L'histoire ? Âgé de plus de quatre-vingt ans, Janet vient d'avoir une attaque. Vincent, le docteur, se rend sur place et ne pronostique rien de bon. Mais Janet est un dur à cuire, de ceux qui dinent d'une soupe de fèves, quand il y en a, ou d'un oignon cru trempé dans du sel. Il a des hallucinations : la colline lui semble « couchée comme un boeuf dans les herbes », avec son dos, visible depuis la fenêtre. Janet parle sans discontinuer. Raide et noir, il fait peur aux habitants des Bastides. le sort de Janet leur fait chavirer le coeur d'inquiétude, de mystère et de peur. Pour conjurer le mauvais sort, il partent en expédition dans les collines, le fusil en bandoulière, prêts à tirer. le mauvais sort prend souvent l'apparence d'un chat noir. Ils rentrent bredouilles. Un jour, la fontaine des Bastides ne coule plus. L'eau venant à manquer, ils boivent du vin. Mais la soif est toujours là, les heures étant alors « faites d'un grand rêve où dansent des eaux d'argent ». Un jour, en fin de soirée, ils voient Gagou qui rentre avec les bas de pantalons mouillés, alors ils décident de faire le guet et de le suivre afin de savoir où il va chercher de l'eau. L'eau tant désirée provient du bassin d'une fontaine située au coeur d'un hameau situé à proximité mais abandonné il y a quelques décennies, car touché par le choléra. La soif est trop forte : demain, ils reviendront avec des bidons. Bizarrement, Marie, une des enfants, est par la suite atteinte d'une forte fièvre. Plus bizarrement, Gagou aurait été vu nuitamment en train de chevaucher Ulalie, une des femmes des Bastides. Et encore très bizarrement, le feu vient à se déclarer dans les hameaux alentour. Coïncidences ? Les hommes décident de s'unir, de faire front, de se comporter dorénavant en bons chrétiens afin de faire fuir le Mal. En pleine fournaise, « émerveillé, tremblant de joie, Gagou s'approche du feu, tend la main, et malgré l'étau qui broie ses pieds, entre dans le pays des mille candélabres d'or ». Un chat noir dort sur la couverture du lit où gît Janet, agonisant. Encore des coïncidences ? Non, les habitants des Bastides sont en lutte contre le corps de la colline, et il leur faut en écraser la tête ! Tout finira par rentrer dans l'ordre mais les belles promesses des hommes seront oubliées. Ainsi va la vie ...

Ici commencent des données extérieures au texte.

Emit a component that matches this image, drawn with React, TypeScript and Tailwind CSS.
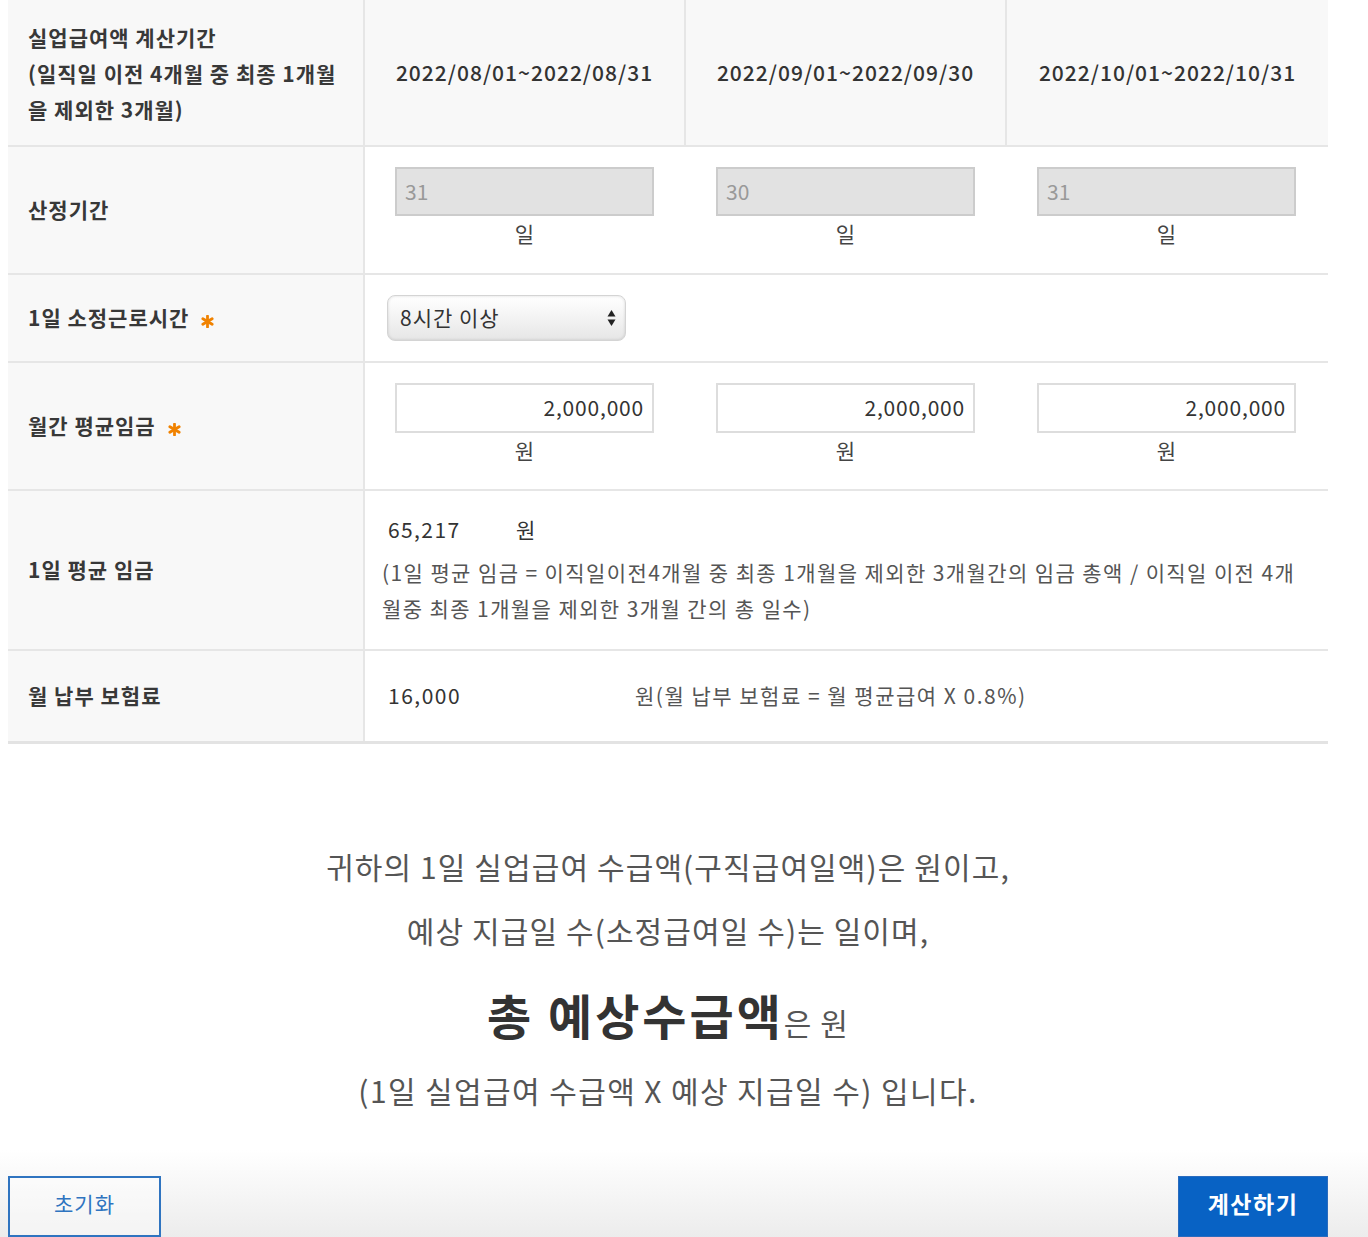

Mon analyse ? Il s'agit d'un huit-clos à la psychologie finement suggérée mettant en scène des caractères typés sur fond de nature superbement décrite. Cette histoire nous est contée par un maître en la matière. le vocabulaire est particulièrement riche, le suspense est réel et les coups de théâtre ne manquent pas. S'y ajoutent un subtil mélange entre magie et réalité, un petit côté panthéiste, des expressions rapportées dans un patois délicieusement suranné, une esquisse de morale relative au sens de la vie, au respect de l'autre et à la valeur de l'effort. le lecteur notera la place réservée à la femme en milieu agricole défavorisé. La poésie du texte ne laissera personne indifférent. Je mets cinq étoiles et je recommande.